General Pervez Musharraf finally quit as Pakistan army chief on Wednesday, trading the post for a second five-year term as president and fulfilling a promise many Pakistanis doubted he would keep.

He passed the baton of command to his hand-picked successor, General Ashfaq Kayani, at a ceremony at army headquarters in Rawalpindi.

Musharraf, who took power in a 1999 coup, is to be sworn in as civilian president on Thursday, having relinquished his position in the one institution that guaranteed his power.

The system continues, people come and go, everyone has to go, every good thing comes to an end, everything is mortal, a tearful Musharraf told top brass and government leaders at the change-of-command ceremony.

The opposition parties of former prime ministers Benazir Bhutto and Nawaz Sharif, who are both mulling their participation in a January 8 general election, welcomed Musharraf's resignation.

It is a pleasant moment in the history of Pakistan. Now our army will get a full-time general as its leader, Bhutto told reporters in Karachi.

Musharraf's power and influence are bound to be diminished. The question is by how much.

Naturally, the support of the army, that's what has been vital, said a former army commander, Mirza Aslam Beg, who declined to take power when President Mohammad Zia-ul-Haq was killed in a 1988 plane crash.

Beg said he expected significant changes, beginning with more aggressive opposition demands to end emergency rule.

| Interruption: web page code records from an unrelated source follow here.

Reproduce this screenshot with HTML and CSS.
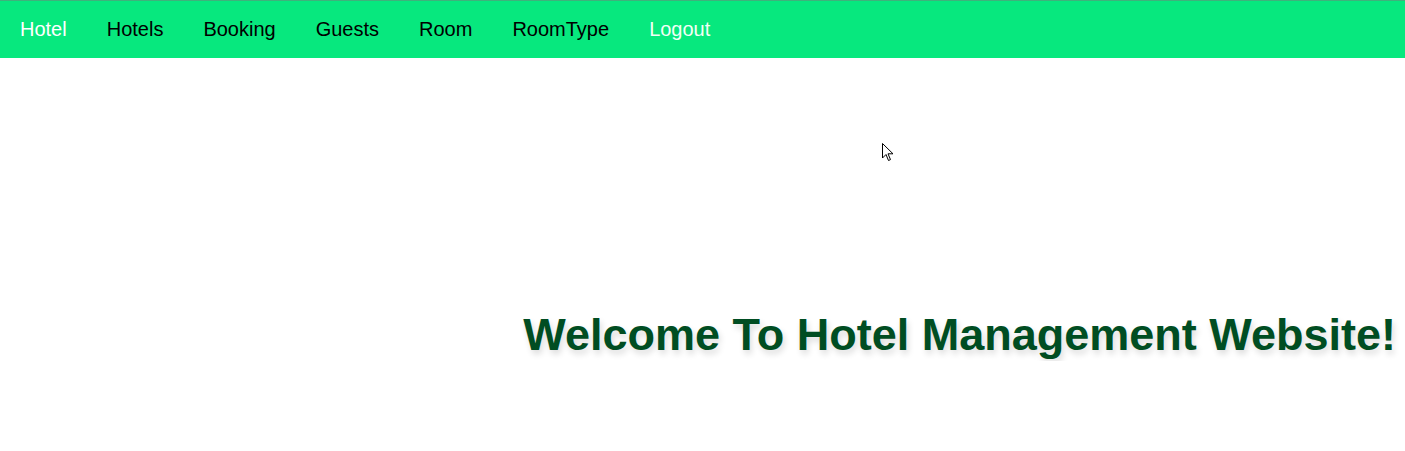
FILE: index.html
```html
<!DOCTYPE html>
<html lang="en">
<head>
<meta charset="utf-8">
<title>Hotel Management</title>
<link rel="stylesheet" href="styles.css">
</head>
<body>
<nav class="navbar">
  <a class="nav-link brand" href="#">Hotel</a>
  <a class="nav-link" href="#">Hotels</a>
  <a class="nav-link" href="#">Booking</a>
  <a class="nav-link" href="#">Guests</a>
  <a class="nav-link" href="#">Room</a>
  <a class="nav-link" href="#">RoomType</a>
  <a class="nav-link light" href="#">Logout</a>
</nav>
<main class="hero">
  <h1 class="welcome">Welcome To Hotel Management Website!</h1>
</main>
<svg class="cursor" width="12" height="19" viewBox="0 0 12 19"><path d="M0.5 0.5 L0.5 15 L4 11.5 L6.5 17.5 L8.5 16.6 L6 10.8 L11 10.8 Z" fill="#fff" stroke="#000" stroke-width="1"/></svg>
</body>
</html>
```
FILE: styles.css
```css
html, body {
  margin: 0;
  padding: 0;
  background: #ffffff;
  font-family: "Liberation Sans", Arial, sans-serif;
}
.navbar {
  display: flex;
  align-items: center;
  height: 57px;
  background: #07e87e;
  border-top: 1px solid #3fb27c;
}
.nav-link {
  font-size: 20px;
  color: #000;
  text-decoration: none;
  padding: 0 20px;
  line-height: 57px;
}
.nav-link.brand { color: #fff; }
.nav-link.light { color: #f2fff6; }
.hero {
  display: flex;
  justify-content: flex-end;
  padding: 251px 9px 0 0;
}
.welcome {
  margin: 0;
  font-size: 45px;
  font-weight: bold;
  color: #004d22;
  text-shadow: 2px 4px 6px rgba(0,0,0,0.14);
  line-height: 52px;
}
.cursor {
  position: absolute;
  left: 882px;
  top: 143px;
}
```
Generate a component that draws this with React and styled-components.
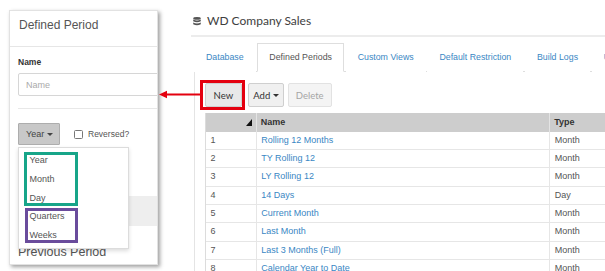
import React from "react";
import styled, { createGlobalStyle } from "styled-components";

const Global = createGlobalStyle`
  html, body { margin: 0; padding: 0; background: #fff; overflow: hidden; }
  body { font-family: "Liberation Sans", Arial, sans-serif; width: 605px; height: 271px; }
  * { box-sizing: border-box; }
`;

const Page = styled.div`
  position: relative;
  display: flex;
  align-items: flex-start;
  width: 605px;
  height: 271px;
  overflow: hidden;
`;

/* ---------- left card ---------- */
const Card = styled.div`
  flex-shrink: 0;
  margin: 10px 0 0 9px;
  width: 149px;
  height: 255px;
  background: #fff;
  border: 1px solid #e2e2e2;
  box-shadow: 2px 2px 4px rgba(0, 0, 0, 0.38);
  overflow: hidden;
`;

const CardHeader = styled.div`
  height: 36px;
  padding: 7px 9px 0;
  line-height: 14px;
  font-size: 12px;
  color: #555;
  border-bottom: 1px solid #e6e6e6;
  white-space: nowrap;
`;

const CardBody = styled.div`
  padding-left: 8px;
`;

const Label = styled.div`
  margin-top: 10px;
  font-size: 8.5px;
  font-weight: bold;
  line-height: 11px;
  color: #333;
`;

const TextInput = styled.input`
  display: block;
  margin-top: 5px;
  width: 200px;
  height: 23px;
  padding: 0 0 0 7px;
  border: 1px solid #d6d6d6;
  border-radius: 2px;
  font-family: "Liberation Sans", Arial, sans-serif;
  font-size: 9px;
  color: #333;
  outline: none;
  &::placeholder { color: #aaa; }
`;

const Divider = styled.div`
  margin-top: 12px;
  height: 1px;
  background: #e8e8e8;
`;

const OptionRow = styled.div`
  margin-top: 14px;
  display: flex;
  align-items: center;
  height: 22px;
`;

const DropWrap = styled.div`
  position: relative;
`;

const DropButton = styled.div`
  width: 42px;
  height: 22px;
  padding-left: 7px;
  display: flex;
  align-items: center;
  gap: 3px;
  background: #c8c8c8;
  border: 1px solid #adadad;
  border-radius: 1px;
  font-size: 9px;
  color: #444;
`;

const Caret = styled.span`
  display: inline-block;
  width: 0;
  height: 0;
  border-left: 3px solid transparent;
  border-right: 3px solid transparent;
  border-top: 3px solid #444;
  margin-top: 1px;
`;

const Check = styled.span`
  margin-left: 14px;
  width: 9px;
  height: 9px;
  border: 1px solid #777;
  border-radius: 1.5px;
  background: #fff;
  margin-top: 1px;
`;

const CheckText = styled.span`
  margin-left: 5px;
  font-size: 8.5px;
  color: #555;
`;

const Menu = styled.div`
  position: absolute;
  top: 24px;
  left: 0;
  width: 111px;
  padding: 3.4px 0;
  background: #fff;
  border: 1px solid #dcdcdc;
  box-shadow: 0 2px 4px rgba(0, 0, 0, 0.14);
  z-index: 2;
`;

const Group = styled.div`
  position: relative;
  &::after {
    content: "";
    position: absolute;
    left: ${(p) => p.$l}px;
    width: ${(p) => 48.5 - p.$l + 4}px;
    top: ${(p) => p.$t}px;
    bottom: ${(p) => p.$b}px;
    border: 3px solid ${(p) => p.$color};
    pointer-events: none;
  }
`;

const MenuItem = styled.div`
  height: 18.65px;
  line-height: 18.65px;
  padding-left: 10.5px;
  font-size: 9px;
  color: #555;
`;

const Band = styled.div`
  margin-top: 51px;
  height: 30px;
  background: #eeeeee;
`;

const SubTitle = styled.div`
  margin-top: 19px;
  font-size: 12.5px;
  line-height: 14px;
  color: #555;
  white-space: nowrap;
`;

/* ---------- main ---------- */
const Main = styled.div`
  flex-shrink: 0;
  margin-left: 33px;
  width: 414px;
  height: 271px;
  overflow: hidden;
`;

const TitleRow = styled.div`
  height: 37px;
  padding: 14px 0 0 2px;
  display: flex;
  align-items: flex-start;
  border-bottom: 2px solid #ececec;
`;

const Title = styled.div`
  margin-left: 6px;
  font-family: Lato, "Liberation Sans", sans-serif;
  font-size: 12px;
  line-height: 14px;
  color: #3e3e3e;
  white-space: nowrap;
`;

const IconBox = styled.div`
  margin-top: 3px;
  width: 8px;
  height: 9px;
  display: flex;
`;

const TabBar = styled.div`
  margin: 6px 0 0 3px;
  height: 29px;
  display: flex;
  border-bottom: 1px solid #dedede;
  white-space: nowrap;
`;

const Tab = styled.div`
  flex-shrink: 0;
  height: 29px;
  line-height: 27px;
  padding: 0 11px;
  margin-right: 1.7px;
  border: 1px solid ${(p) => (p.$active ? "#dedede" : "transparent")};
  border-bottom-color: ${(p) => (p.$active ? "#fff" : "transparent")};
  background: #fff;
  font-size: 8.8px;
  color: ${(p) => (p.$active ? "#555" : "#3a87c4")};
`;

const Panel = styled.div`
  margin-left: 3px;
  padding: 11px 0 0 10px;
  border-left: 1px solid #e4e4e4;
  height: 300px;
`;

const Toolbar = styled.div`
  display: flex;
  align-items: center;
`;

const Btn = styled.div`
  position: relative;
  width: ${(p) => p.$w}px;
  margin-right: ${(p) => p.$mr || 0}px;
  height: 24px;
  display: flex;
  align-items: center;
  justify-content: center;
  gap: 3px;
  background: ${(p) => (p.$disabled ? "#f4f4f4" : p.$pressed ? "#e8e8e8" : "#f0f0f0")};
  border: 1px solid ${(p) => (p.$disabled ? "#e2e2e2" : "#cfcfcf")};
  border-radius: 2px;
  font-family: Lato, "Liberation Sans", sans-serif;
  font-size: 9.5px;
  color: ${(p) => (p.$disabled ? "#a5a5a5" : "#333")};
  ${(p) =>
    p.$highlight &&
    `&::after {
      content: "";
      position: absolute;
      left: -6px; right: -4px; top: -4.5px; bottom: -3.5px;
      border: 3px solid #e4000f;
    }`}
`;

const BtnCaret = styled(Caret)`
  border-top-color: #333;
`;

const Grid = styled.div`
  margin-top: 5.7px;
  width: 430px;
  display: grid;
  grid-template-columns: 50.7px 293.6px 86px;
  border-left: 1px solid #dcdcdc;
`;

const HeadCell = styled.div`
  height: 19px;
  background: #cdcdcd;
  border-right: 1px solid #e4e4e4;
  display: flex;
  align-items: center;
  justify-content: ${(p) => (p.$end ? "flex-end" : "flex-start")};
  padding: 0 4px;
  font-size: 9px;
  font-weight: bold;
  color: #333;
`;

const Cell = styled.div`
  height: 18.35px;
  line-height: 17.35px;
  padding-left: 4.5px;
  border-bottom: 1px solid #e6e6e6;
  border-right: 1px solid #e6e6e6;
  font-size: 9px;
  color: ${(p) => (p.$link ? "#3a87c4" : "#555")};
  white-space: nowrap;
`;

const ArrowSvg = styled.svg`
  position: absolute;
  left: 158px;
  top: 89px;
  z-index: 3;
`;

const rows = [
  ["1", "Rolling 12 Months", "Month"],
  ["2", "TY Rolling 12", "Month"],
  ["3", "LY Rolling 12", "Month"],
  ["4", "14 Days", "Day"],
  ["5", "Current Month", "Month"],
  ["6", "Last Month", "Month"],
  ["7", "Last 3 Months (Full)", "Month"],
  ["8", "Calendar Year to Date", "Month"],
];

const tabs = ["Database", "Defined Periods", "Custom Views", "Default Restriction", "Build Logs", "Users"];

export default function App() {
  return (
    <Page>
      <Global />
      <Card>
        <CardHeader>Defined Period</CardHeader>
        <CardBody>
          <Label>Name</Label>
          <TextInput placeholder="Name" readOnly />
          <Divider />
          <OptionRow>
            <DropWrap>
              <DropButton>
                Year <Caret />
              </DropButton>
              <Menu>
                <Group $color="#17a589" $l={5} $t={0.3} $b={1.4}>
                  <MenuItem>Year</MenuItem>
                  <MenuItem>Month</MenuItem>
                  <MenuItem>Day</MenuItem>
                </Group>
                <Group $color="#6a4c9c" $l={6} $t={0.6} $b={1.6}>
                  <MenuItem>Quarters</MenuItem>
                  <MenuItem>Weeks</MenuItem>
                </Group>
              </Menu>
            </DropWrap>
            <Check />
            <CheckText>Reversed?</CheckText>
          </OptionRow>
          <Band />
          <SubTitle>Previous Period</SubTitle>
        </CardBody>
      </Card>

      <Main>
        <TitleRow>
          <IconBox>
            <svg width="8" height="9" viewBox="0 0 8 9">
              <ellipse cx="4" cy="1.4" rx="3.8" ry="1.4" fill="#555" />
              <path d="M0.2 2.6 Q4 4.6 7.8 2.6 V4.2 Q4 6.2 0.2 4.2 Z" fill="#555" />
              <path d="M0.2 5.4 Q4 7.4 7.8 5.4 V7.3 Q4 9.4 0.2 7.3 Z" fill="#555" />
            </svg>
          </IconBox>
          <Title>WD Company Sales</Title>
        </TitleRow>
        <TabBar>
          {tabs.map((t) => (
            <Tab key={t} $active={t === "Defined Periods"}>
              {t}
            </Tab>
          ))}
        </TabBar>
        <Panel>
          <Toolbar>
            <Btn $w={36.7} $mr={6.6} $pressed $highlight>
              New
            </Btn>
            <Btn $w={36} $mr={3.4}>
              Add <BtnCaret />
            </Btn>
            <Btn $w={44} $disabled>
              Delete
            </Btn>
          </Toolbar>
          <Grid>
            <HeadCell $end>
              <svg width="6" height="7" viewBox="0 0 6 7">
                <polygon points="6,0 6,7 0,7" fill="#111" />
              </svg>
            </HeadCell>
            <HeadCell>Name</HeadCell>
            <HeadCell>Type</HeadCell>
            {rows.map(([n, name, type]) => (
              <React.Fragment key={n}>
                <Cell>{n}</Cell>
                <Cell $link>{name}</Cell>
                <Cell>{type}</Cell>
              </React.Fragment>
            ))}
          </Grid>
        </Panel>
      </Main>

      <ArrowSvg width="42" height="12" viewBox="0 0 42 12">
        <line x1="6" y1="5.5" x2="42" y2="5.5" stroke="#e4000f" strokeWidth="2.2" />
        <polygon points="1,5.5 9,1.8 9,9.2" fill="#e4000f" />
      </ArrowSvg>
    </Page>
  );
}
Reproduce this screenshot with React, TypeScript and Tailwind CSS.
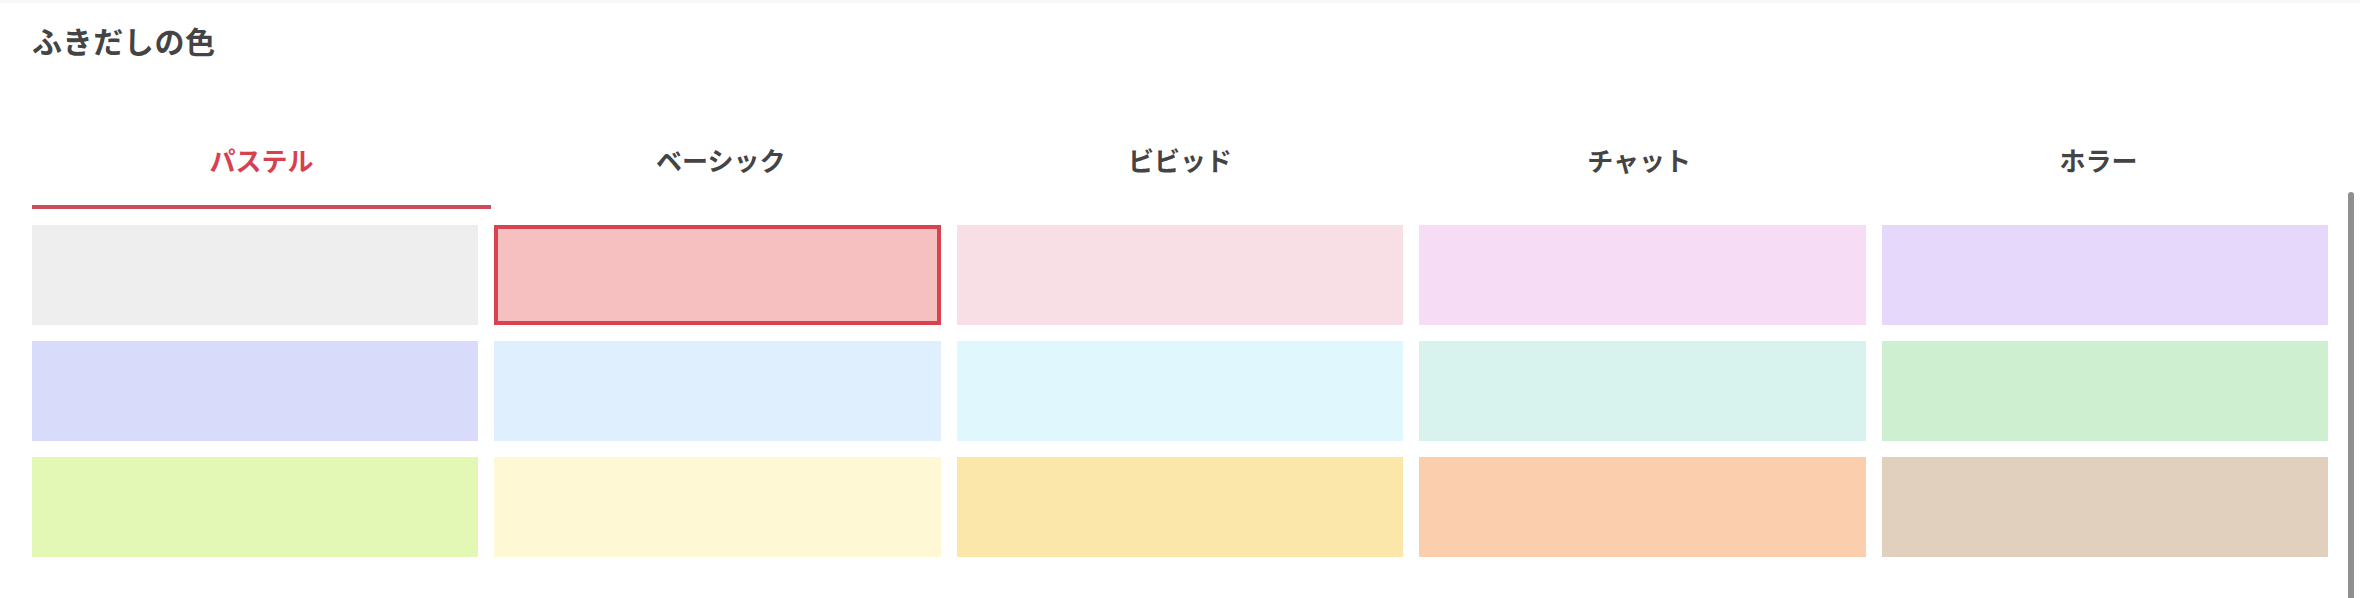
import React, { useState } from "react";

const tabs = ["パステル", "ベーシック", "ビビッド", "チャット", "ホラー"];

const swatches = [
  "#eeeeee",
  "#f7c0c0",
  "#f8dee5",
  "#f6ddf5",
  "#e5d8fb",
  "#d9dbfb",
  "#e0effd",
  "#dff7fd",
  "#d8f2ed",
  "#ceefd0",
  "#e4f8b5",
  "#fef8d4",
  "#fbe7aa",
  "#fbcead",
  "#e0d0bd",
];

export default function App() {
  const [tab, setTab] = useState(0);
  const [picked, setPicked] = useState(1);

  return (
    <div
      className="relative h-[598px] w-full overflow-hidden bg-white"
      style={{ fontFamily: '"Noto Sans CJK JP", "Noto Sans", sans-serif' }}
    >
      <div className="h-[3px] bg-[#f7f7f7]"></div>

      <div className="px-[32px] pr-[32px]">
        <h2 className="mt-[22px] text-[30px] leading-none font-bold tracking-[0.02em] text-[#444444]">
          ふきだしの色
        </h2>

        {/* Tabs */}
        <div className="mt-[60px] grid grid-cols-5">
          {tabs.map((label, i) => (
            <button
              key={label}
              onClick={() => setTab(i)}
              className={`pt-[32px] pb-[32px] text-[26px] leading-none font-bold border-b-4 ${
                tab === i
                  ? "text-[#d6404f] border-[#cf4b5b]"
                  : "text-[#444444] border-transparent"
              }`}
            >
              {label}
            </button>
          ))}
        </div>

        {/* Swatches */}
        <div className="mt-[16px] grid grid-cols-5 gap-4">
          {swatches.map((color, i) => (
            <button
              key={i}
              onClick={() => setPicked(i)}
              className={`h-[100px] ${
                picked === i ? "border-4 border-[#d9434f]" : ""
              }`}
              style={{ backgroundColor: color }}
            ></button>
          ))}
        </div>
      </div>

      {/* overlay scrollbar thumb */}
      <div className="absolute left-[2348px] top-[192px] h-[420px] w-[6px] rounded-full bg-[#8f8f8f]"></div>
    </div>
  );
}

Musharraf is due to address the nation on Thursday after being sworn in, and he could use the occasion to end the emergency.

Pakistani stock investors welcomed Musharraf's resignation as a step towards stability. The index ended 0.63 percent higher, boosted by talk that the emergency was about to be lifted.

Government officials said Musharraf's resignation would have no impact on Pakistan's efforts to combat terrorism.

NEEDS SUPPORT

It has been a messy transition for a leader of a nuclear-armed country that is key to the U.S. campaign against al Qaeda and its strategy in neighboring Afghanistan.

Musharraf had assured Washington that everything would be done according to the constitution, which obliged him to quit the army before the end of the year.

The trouble was he had to suspend the constitution, declare emergency powers and purge the Supreme Court to make it happen.

Otherwise the judges might have annulled his October 6 re-election by the outgoing parliament on the grounds that he contested it while still a serving officer.

How long he will keep the presidency will depend on the parliament that emerges from the election, particularly as Bhutto and Sharif, whom Musharraf ousted in 1999, have been allowed back to lead their parties.

Musharraf will need support in what analysts expect to be a hung parliament. He could face impeachment over maneuvers to stay in power which rivals say violated the constitution.

Ordinary Pakistanis welcomed Musharraf's departure from the army, and some said it was time he left politics altogether.

I think his role in Pakistani politics is ending now, and it's only a matter of time before he will be kicked out by the people, or by the army itself, said Abdul Aziz Khan, a retired banker in Karachi.

Musharraf's trump card remains the military, which backed his use of emergency powers. Having run the country for more than half the 60 years since its creation in 1947, the military has an ingrained skepticism when it comes to civilian leaders.

The poker-faced, chain-smoking Kayani is seen as loyal to Musharraf. As director-general of the Inter-Services Intelligence, Pakistan's main spy agency, Kayani was well regarded by U.S. counterparts.

Musharraf has said that he expects Pakistan to be governed by a troika, made up of himself, Kayani and the new prime minister.

In those circumstances, it is unlikely a prime minister would go against Musharraf unless they were sure the army had come to regard him as a liability.

That might require large-scale agitation in the streets or a withdrawal of support from Washington.

British Prime Minister Gordon Brown welcomed Musharraf's resignation as an important step towards the restoration of constitutional order.